— begin ROWS —
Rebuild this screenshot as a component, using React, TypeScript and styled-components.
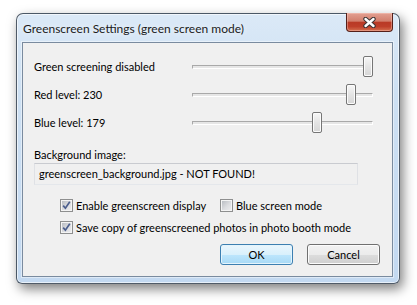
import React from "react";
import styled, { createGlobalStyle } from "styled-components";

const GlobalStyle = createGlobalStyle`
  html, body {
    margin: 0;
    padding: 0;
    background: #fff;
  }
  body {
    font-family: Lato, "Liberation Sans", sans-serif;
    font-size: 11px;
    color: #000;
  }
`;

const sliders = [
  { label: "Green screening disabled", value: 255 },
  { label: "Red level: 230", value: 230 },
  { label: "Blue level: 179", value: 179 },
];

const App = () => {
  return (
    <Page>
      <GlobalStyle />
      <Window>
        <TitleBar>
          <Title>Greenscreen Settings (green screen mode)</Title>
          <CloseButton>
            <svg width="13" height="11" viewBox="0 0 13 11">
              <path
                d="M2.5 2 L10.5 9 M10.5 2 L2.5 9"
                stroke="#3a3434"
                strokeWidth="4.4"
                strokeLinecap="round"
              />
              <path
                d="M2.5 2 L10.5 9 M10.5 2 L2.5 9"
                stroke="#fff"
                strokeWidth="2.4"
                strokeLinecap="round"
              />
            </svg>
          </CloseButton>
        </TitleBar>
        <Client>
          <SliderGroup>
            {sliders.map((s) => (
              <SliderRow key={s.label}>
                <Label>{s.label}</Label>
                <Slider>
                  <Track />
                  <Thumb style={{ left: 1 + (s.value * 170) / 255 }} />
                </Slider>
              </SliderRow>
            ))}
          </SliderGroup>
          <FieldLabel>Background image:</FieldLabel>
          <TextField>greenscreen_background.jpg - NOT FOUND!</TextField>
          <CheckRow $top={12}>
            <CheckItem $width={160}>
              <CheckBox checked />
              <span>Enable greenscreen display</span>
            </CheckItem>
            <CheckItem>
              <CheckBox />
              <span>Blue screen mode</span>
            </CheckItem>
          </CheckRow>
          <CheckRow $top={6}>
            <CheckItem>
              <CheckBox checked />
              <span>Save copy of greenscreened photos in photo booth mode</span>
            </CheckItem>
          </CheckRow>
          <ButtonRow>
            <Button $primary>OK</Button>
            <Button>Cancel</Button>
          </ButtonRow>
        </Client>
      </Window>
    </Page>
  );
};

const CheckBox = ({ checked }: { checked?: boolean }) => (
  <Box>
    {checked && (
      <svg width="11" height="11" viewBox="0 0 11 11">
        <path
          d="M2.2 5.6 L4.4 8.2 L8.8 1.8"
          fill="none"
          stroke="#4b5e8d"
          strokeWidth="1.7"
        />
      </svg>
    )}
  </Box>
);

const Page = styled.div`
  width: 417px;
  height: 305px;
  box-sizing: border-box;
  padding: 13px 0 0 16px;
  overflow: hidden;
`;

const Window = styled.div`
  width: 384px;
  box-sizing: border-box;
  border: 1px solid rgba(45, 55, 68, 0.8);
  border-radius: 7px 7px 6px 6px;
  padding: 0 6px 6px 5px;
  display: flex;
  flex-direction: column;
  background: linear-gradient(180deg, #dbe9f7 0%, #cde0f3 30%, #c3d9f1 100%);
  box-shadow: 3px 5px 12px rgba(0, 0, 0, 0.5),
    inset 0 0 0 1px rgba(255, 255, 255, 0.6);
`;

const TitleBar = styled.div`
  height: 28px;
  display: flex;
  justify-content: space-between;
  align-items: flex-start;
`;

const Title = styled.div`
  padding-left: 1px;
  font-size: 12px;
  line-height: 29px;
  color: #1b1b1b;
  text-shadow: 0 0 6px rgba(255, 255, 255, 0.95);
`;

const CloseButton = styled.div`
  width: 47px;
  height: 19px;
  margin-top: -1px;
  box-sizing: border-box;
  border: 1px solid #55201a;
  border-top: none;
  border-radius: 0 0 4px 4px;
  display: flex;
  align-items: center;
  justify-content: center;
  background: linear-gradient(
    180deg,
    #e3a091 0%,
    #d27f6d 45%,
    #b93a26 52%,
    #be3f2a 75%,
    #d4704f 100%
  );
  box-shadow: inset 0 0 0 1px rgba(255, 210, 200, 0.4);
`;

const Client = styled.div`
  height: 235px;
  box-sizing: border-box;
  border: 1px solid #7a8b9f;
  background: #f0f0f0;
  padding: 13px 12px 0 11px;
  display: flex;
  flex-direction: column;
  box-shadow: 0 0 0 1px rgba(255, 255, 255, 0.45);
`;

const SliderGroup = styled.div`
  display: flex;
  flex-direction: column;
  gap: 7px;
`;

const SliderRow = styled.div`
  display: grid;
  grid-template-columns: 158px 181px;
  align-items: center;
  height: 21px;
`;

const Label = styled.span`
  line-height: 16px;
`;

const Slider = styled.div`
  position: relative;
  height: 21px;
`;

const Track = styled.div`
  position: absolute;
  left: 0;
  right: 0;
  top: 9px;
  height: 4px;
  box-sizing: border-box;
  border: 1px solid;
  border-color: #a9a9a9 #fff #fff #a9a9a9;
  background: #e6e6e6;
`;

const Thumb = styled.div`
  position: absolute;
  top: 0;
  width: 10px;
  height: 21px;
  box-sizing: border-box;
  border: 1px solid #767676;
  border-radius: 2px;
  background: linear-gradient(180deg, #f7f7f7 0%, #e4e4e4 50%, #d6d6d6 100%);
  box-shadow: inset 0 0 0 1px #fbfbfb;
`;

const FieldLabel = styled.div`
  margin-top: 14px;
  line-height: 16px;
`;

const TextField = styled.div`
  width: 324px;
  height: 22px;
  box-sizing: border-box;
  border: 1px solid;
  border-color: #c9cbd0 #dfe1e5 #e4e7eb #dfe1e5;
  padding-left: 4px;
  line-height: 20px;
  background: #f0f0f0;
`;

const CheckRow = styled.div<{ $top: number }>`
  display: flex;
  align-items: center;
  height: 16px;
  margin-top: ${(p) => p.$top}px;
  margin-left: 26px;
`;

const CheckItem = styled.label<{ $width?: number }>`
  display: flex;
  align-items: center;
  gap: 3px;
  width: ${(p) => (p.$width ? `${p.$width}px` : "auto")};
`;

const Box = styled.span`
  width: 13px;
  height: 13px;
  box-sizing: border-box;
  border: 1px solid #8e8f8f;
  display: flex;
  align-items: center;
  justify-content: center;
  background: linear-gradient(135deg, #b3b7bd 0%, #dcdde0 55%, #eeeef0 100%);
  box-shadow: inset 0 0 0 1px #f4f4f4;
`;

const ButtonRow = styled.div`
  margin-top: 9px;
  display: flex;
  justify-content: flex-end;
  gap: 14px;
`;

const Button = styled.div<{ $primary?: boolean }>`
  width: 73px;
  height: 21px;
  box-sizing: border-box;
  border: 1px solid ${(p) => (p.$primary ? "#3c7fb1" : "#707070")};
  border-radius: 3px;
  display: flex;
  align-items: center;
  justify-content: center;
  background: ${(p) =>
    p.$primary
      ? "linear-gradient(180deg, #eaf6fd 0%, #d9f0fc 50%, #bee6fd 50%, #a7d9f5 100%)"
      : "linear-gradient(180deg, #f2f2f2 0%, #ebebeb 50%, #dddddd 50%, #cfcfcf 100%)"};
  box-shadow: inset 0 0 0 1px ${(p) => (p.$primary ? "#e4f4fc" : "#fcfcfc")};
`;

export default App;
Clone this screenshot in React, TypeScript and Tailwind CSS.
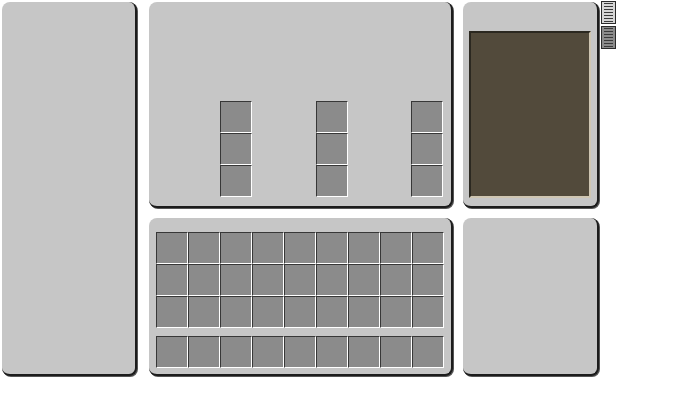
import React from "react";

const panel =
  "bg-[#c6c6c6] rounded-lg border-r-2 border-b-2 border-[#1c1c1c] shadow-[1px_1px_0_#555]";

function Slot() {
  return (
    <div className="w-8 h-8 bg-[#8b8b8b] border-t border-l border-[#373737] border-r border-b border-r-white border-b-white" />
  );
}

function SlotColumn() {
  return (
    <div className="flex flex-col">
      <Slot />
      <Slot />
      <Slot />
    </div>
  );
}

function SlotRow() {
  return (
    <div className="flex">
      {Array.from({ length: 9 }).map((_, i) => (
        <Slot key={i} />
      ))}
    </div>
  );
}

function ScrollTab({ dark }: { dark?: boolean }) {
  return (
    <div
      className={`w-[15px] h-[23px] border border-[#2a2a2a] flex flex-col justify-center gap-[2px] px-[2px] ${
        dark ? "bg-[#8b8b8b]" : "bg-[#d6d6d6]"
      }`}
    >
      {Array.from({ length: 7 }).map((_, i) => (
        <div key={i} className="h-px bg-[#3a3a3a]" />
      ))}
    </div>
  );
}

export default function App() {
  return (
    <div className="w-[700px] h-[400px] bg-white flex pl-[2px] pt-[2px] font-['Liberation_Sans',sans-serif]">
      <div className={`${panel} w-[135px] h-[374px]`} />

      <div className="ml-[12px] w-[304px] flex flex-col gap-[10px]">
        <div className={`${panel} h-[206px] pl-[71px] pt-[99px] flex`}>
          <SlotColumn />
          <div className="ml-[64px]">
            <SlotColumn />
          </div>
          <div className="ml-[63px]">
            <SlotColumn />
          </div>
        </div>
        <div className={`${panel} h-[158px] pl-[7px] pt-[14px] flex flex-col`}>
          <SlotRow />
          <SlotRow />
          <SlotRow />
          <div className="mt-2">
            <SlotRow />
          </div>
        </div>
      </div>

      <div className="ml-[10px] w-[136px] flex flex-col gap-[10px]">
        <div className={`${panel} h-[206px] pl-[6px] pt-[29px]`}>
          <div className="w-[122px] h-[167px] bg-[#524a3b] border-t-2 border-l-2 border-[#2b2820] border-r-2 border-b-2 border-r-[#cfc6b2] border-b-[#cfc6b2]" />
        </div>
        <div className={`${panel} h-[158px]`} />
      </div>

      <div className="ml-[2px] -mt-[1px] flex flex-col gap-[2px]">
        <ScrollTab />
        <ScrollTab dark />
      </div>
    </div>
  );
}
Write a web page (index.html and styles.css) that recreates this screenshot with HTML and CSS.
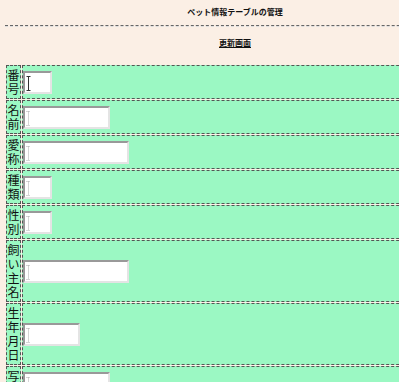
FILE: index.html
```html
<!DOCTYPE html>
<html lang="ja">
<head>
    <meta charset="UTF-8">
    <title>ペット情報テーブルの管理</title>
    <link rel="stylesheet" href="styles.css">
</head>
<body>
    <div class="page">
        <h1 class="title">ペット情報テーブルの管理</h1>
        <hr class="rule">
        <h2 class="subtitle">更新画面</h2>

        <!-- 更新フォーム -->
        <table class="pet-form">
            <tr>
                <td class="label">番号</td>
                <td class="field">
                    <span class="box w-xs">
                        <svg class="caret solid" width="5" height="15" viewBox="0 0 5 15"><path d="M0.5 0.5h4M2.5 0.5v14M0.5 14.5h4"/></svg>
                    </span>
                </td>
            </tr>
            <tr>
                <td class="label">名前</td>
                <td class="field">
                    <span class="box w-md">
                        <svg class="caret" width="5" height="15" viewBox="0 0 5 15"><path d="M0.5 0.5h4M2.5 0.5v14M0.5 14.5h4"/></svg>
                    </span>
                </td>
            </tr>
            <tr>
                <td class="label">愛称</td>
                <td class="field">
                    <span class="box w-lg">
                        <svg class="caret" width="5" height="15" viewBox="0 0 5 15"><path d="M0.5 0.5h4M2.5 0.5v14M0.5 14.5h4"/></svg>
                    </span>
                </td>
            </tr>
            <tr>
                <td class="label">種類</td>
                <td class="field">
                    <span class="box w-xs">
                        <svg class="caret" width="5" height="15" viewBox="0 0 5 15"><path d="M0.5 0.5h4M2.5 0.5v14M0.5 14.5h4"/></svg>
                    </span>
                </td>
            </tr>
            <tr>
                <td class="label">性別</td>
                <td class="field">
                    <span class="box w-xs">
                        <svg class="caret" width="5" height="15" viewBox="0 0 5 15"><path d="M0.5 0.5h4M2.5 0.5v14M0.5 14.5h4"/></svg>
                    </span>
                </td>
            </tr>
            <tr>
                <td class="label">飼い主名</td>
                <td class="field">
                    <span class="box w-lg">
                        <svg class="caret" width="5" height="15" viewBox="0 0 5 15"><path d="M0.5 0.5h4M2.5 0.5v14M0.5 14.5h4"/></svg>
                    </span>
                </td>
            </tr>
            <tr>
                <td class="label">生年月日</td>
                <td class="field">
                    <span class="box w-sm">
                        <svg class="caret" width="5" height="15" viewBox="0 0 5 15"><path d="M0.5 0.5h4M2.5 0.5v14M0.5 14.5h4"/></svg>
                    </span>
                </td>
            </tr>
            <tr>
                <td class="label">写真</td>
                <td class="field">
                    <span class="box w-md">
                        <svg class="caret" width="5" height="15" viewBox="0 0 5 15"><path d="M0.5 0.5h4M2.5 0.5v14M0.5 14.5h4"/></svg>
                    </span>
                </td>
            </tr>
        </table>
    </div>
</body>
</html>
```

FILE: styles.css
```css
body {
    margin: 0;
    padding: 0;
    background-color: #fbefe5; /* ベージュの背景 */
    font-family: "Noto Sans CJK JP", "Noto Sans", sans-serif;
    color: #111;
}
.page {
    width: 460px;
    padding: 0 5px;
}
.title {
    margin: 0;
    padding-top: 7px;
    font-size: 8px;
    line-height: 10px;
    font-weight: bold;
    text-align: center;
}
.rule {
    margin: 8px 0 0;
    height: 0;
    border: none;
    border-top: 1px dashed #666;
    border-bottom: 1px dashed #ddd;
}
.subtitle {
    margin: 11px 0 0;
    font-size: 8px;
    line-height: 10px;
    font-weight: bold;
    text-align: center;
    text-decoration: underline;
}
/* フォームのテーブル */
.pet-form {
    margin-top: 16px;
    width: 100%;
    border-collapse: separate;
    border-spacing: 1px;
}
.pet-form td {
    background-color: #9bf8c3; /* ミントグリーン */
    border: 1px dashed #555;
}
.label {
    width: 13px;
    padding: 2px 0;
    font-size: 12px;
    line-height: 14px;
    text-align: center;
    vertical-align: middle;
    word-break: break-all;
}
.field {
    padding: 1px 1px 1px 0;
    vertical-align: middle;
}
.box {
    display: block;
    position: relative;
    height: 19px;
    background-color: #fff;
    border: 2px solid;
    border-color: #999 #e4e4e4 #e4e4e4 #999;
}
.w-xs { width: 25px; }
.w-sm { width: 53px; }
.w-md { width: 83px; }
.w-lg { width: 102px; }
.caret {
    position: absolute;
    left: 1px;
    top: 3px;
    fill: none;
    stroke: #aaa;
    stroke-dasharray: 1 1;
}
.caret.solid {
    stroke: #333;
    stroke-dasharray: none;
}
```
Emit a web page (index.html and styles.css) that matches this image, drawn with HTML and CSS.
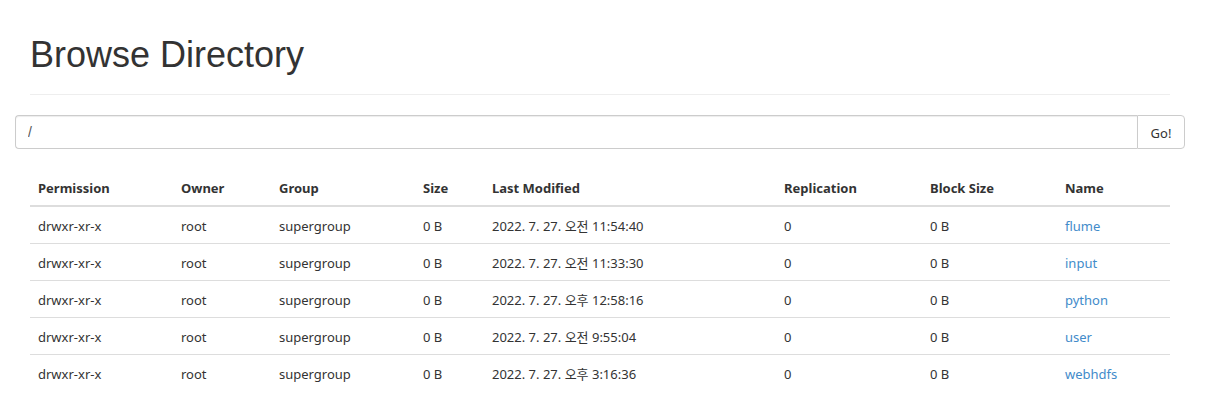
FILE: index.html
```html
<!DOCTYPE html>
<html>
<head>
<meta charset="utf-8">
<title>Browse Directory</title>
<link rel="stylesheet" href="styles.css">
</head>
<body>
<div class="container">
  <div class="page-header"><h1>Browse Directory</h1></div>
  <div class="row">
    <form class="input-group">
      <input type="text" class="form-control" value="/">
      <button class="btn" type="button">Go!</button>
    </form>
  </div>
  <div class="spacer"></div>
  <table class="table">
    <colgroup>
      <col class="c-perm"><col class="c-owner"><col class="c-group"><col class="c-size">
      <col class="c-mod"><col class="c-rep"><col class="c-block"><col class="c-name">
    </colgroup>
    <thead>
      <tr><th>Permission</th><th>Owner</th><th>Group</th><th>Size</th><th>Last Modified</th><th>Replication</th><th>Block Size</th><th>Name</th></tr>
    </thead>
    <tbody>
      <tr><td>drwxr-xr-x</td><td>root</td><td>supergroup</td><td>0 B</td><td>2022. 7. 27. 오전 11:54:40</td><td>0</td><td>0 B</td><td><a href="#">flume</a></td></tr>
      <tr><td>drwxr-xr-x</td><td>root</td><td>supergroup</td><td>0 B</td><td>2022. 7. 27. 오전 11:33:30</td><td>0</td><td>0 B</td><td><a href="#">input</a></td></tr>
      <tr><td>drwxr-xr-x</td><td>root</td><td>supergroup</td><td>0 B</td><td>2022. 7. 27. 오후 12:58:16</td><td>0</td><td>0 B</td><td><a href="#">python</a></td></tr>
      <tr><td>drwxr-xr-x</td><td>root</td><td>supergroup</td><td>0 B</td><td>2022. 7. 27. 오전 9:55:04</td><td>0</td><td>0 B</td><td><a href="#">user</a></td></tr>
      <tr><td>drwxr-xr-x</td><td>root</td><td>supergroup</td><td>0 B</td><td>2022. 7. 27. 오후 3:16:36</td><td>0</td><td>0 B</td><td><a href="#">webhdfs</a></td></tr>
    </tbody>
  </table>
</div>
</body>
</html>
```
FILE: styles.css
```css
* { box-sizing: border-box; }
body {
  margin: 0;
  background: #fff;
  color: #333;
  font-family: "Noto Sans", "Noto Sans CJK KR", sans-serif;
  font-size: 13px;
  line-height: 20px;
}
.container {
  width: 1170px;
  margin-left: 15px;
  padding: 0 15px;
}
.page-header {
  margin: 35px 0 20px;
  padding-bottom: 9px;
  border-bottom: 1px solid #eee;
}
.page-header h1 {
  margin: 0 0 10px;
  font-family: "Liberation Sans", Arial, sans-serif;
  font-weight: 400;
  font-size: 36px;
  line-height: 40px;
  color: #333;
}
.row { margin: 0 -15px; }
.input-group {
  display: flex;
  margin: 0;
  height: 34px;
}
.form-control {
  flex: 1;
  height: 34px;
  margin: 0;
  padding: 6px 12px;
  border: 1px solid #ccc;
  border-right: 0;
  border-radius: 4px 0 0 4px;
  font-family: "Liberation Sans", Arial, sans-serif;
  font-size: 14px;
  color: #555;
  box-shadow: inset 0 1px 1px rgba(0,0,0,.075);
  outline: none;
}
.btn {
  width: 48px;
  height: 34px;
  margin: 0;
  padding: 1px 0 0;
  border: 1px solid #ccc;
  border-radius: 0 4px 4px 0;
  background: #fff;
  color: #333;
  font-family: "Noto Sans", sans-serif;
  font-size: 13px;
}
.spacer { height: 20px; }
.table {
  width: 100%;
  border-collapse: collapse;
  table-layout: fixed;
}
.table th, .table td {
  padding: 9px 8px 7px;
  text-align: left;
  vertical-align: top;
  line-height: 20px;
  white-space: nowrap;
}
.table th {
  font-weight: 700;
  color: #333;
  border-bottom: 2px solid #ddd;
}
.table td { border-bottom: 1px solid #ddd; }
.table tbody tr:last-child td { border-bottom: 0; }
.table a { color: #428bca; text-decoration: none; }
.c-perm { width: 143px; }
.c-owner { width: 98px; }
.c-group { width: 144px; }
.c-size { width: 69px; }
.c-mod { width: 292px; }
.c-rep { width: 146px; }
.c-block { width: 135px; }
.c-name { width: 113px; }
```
— end ROWS —
### [TASK GOAL]
Write the number of lines containing the word "index" and nothing besides it.

### [RESULT OF THIS EXERCISE]
4